Perhaps we can now get beyond governments telling citizens to flick off, as if energy efficiency is about behavioural habits of individuals, not technological habits of corporations.

A ban presumes that government ad campaigns designed to persuade individuals to save the world one flick at a time or buying one right thing at a time are not the most effective ways to prevent global warming.

Even more profoundly, the decision to ban concedes that public health and environmental matters deserve to be classified as public safety issues that require the protection of law and should not be left to the whims of consumer choice.

Forceful laws protecting people from fires, building collapses, contagious diseases, poisoned or disease-causing foods, hazardous workplace practices and dangerous drivers all became commonplace in Western democracies during the 1800s and 1900s.

Alas, both environmental and enviro-related food matters burst into public consciousness and political debate too late to benefit from the old public safety norm. These issues coincided with an aggressive campaign insisting on consumer and corporate rights to do their own thing. This trumped public safety.

Airy-fairy was the order of the day, even when it came to the atmosphere’s essential functions for life on the planet. Governments shied away from anything that smacked of precise targets, plans or bans.

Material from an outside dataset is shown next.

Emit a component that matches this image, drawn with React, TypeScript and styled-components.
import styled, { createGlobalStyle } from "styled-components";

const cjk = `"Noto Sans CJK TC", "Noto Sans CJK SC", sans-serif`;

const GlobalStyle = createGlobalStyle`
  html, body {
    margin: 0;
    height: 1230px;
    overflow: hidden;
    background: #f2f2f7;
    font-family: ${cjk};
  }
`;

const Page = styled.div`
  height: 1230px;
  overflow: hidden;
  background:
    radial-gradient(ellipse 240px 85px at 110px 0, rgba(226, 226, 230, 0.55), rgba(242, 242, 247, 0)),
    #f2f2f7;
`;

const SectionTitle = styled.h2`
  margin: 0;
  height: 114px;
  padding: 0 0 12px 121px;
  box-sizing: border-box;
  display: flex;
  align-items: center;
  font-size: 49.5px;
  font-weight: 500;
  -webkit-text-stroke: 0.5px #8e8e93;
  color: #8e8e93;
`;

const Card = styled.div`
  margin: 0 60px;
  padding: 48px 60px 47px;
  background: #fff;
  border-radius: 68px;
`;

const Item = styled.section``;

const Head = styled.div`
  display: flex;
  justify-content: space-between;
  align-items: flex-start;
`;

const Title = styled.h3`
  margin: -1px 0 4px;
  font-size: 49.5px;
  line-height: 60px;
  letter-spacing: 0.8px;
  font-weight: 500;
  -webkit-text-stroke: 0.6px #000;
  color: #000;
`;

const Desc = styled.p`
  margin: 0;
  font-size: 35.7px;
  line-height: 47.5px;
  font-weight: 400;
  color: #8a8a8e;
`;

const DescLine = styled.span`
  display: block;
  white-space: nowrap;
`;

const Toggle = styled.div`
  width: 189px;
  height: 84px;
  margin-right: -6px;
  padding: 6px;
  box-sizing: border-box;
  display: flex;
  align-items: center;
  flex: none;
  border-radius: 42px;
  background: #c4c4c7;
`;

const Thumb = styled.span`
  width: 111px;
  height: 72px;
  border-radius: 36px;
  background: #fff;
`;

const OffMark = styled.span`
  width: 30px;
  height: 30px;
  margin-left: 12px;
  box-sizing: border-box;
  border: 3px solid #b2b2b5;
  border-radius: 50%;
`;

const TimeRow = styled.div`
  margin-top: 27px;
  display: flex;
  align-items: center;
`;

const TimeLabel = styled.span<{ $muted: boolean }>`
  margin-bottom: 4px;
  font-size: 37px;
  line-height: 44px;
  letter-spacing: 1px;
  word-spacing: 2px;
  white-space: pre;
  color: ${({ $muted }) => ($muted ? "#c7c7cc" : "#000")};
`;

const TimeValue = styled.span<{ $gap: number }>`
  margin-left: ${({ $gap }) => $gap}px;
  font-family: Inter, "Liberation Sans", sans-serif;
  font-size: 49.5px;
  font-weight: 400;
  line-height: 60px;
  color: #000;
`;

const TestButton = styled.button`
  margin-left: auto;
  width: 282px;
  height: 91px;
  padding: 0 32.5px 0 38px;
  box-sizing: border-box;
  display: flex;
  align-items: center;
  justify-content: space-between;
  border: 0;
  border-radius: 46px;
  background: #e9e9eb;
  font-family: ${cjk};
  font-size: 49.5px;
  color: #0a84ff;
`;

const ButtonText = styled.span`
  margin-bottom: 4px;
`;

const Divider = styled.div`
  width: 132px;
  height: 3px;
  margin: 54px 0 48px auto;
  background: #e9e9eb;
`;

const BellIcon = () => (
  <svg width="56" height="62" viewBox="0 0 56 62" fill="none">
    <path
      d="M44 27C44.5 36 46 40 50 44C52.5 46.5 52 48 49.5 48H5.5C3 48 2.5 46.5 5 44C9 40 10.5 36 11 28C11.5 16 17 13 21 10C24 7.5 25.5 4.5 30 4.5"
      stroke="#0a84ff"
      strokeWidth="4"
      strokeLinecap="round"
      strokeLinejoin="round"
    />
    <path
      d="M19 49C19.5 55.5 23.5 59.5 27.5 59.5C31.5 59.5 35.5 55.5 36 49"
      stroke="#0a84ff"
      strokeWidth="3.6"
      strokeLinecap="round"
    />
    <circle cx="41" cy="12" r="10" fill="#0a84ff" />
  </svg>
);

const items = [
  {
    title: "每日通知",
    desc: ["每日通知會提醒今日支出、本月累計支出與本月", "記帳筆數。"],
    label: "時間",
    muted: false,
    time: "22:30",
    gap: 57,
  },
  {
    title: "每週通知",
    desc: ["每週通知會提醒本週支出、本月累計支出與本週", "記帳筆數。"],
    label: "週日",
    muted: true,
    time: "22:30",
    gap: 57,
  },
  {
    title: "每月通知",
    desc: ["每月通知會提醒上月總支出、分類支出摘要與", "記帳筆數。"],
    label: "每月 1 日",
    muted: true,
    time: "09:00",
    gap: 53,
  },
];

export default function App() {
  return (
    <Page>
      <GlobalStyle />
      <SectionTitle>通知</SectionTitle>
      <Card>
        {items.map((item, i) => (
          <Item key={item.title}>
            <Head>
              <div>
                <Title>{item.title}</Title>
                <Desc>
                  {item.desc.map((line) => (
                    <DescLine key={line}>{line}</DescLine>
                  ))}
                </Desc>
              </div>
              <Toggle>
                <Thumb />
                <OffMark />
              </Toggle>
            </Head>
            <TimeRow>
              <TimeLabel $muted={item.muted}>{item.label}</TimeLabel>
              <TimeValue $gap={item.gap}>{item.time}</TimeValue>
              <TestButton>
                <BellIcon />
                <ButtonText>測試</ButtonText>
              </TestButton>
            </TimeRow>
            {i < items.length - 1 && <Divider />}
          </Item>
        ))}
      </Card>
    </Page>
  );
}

Media response to the ban on dim light bulbs has been positive. However, journalists, along with some green critics, have downplayed its significance. The ban will reduce energy use by about 1 per cent, it’s said. No big deal. Don’t get your hopes up that this eco changeover is going to be easy, says some Globe pundit.

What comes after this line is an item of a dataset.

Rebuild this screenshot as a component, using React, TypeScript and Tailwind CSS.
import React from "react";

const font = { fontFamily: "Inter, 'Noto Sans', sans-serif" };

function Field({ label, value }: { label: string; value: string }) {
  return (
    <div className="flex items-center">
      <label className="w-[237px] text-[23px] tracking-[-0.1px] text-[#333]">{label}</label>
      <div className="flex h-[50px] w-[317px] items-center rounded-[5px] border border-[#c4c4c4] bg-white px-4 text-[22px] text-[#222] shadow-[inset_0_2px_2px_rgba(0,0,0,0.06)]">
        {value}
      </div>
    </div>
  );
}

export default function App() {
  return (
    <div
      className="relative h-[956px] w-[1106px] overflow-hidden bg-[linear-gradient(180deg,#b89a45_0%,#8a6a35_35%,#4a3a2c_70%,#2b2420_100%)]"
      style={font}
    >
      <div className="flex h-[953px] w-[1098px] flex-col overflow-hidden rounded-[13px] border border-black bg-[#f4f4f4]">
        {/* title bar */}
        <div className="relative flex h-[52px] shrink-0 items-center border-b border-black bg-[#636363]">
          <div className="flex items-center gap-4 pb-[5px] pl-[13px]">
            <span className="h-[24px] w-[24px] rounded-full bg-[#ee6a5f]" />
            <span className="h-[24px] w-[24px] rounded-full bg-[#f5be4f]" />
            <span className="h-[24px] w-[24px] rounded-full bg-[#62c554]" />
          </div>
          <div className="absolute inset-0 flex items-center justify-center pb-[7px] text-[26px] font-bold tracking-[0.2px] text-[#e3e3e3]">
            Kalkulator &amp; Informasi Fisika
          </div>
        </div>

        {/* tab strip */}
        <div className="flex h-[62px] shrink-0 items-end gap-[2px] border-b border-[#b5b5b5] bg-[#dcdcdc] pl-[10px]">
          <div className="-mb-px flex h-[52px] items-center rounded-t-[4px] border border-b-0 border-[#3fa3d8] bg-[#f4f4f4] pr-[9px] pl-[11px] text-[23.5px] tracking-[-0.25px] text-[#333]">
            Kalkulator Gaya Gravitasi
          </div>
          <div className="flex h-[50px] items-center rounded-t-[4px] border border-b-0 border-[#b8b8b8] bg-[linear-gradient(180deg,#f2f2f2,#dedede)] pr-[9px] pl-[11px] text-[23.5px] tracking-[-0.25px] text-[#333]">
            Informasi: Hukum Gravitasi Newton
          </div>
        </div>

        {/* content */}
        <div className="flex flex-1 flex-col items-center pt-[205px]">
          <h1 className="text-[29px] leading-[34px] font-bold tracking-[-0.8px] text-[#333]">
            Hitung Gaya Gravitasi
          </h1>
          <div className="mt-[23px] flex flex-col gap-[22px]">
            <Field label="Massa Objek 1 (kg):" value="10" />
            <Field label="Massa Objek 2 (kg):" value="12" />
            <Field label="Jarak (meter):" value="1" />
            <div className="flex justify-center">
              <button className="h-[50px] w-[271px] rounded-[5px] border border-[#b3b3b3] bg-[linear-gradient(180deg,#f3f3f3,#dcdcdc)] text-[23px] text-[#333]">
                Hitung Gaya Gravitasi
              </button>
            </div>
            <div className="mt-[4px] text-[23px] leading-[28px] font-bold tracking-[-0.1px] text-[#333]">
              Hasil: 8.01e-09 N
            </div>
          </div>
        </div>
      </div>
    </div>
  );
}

Pundits can do all sorts of misleading things with statistics by grouping all energy uses together. I can show, for example, that Canadians produce more energy from keeping their home fires burning with wood than is produced by nuclear energy.

But this is just flicking with numbers.

The fact is that about a fifth of global electrical use is for lighting (and this ban trend will be going global in short order), and most electricity gets fired up with the most polluting materials going, a far cry from wood or even gas and oil.

Pundits also forget to calculate what’s called the “cascade effect” of lighting change. Because they radiate so much heat, incandescent bulbs deserve to be called heat bulbs rather than light bulbs. Their heat is a major reason why electric air conditioners are on in many offices in winter and have to work full blast in summer.

Although it shouldn’t take bright lights to get the logic, it does. I spent too many years trying to convince slapheads at Ontario Hydro that it was cheaper to give away efficient light bulbs than to build new power plants.

They didn’t get it, for the obvious reason that engineering staff at Ontario Hydro are there to produce, not conserve, electricity. Likewise, despite huge savings from lighting changes at First Canadian Place, home of the Stock Exchange, stock and bond traders never wrapped their heads around the possibilities of seriously financing energy firms that saved energy.

The reasons for this “market failure” became clear to me when I was belatedly introduced to Clayton Christensen’s brilliant business classic The Innovator’s Dilemma. There are two kinds of innovations, he says: sustaining and disruptive.

Most recent great inventions – small disc drives, personal computers, portable computers, steel mini-mills, for example – were disruptive. They didn’t just change technology they changed the way companies were organized and money was made.

That’s why it took new or separate companies to bring in the changes every time. That’s how it is for almost all preventive health and environmental measures, from low-flush toilets to green roofs to decent school meals.

That’s why obsolescent technologies have to be banned. The market can’t and won’t self-correct as fast as voters can. The federal Tories and Ontario Liberals found the tool to do the job, and their Opposition critics should own up to the fact that they never did.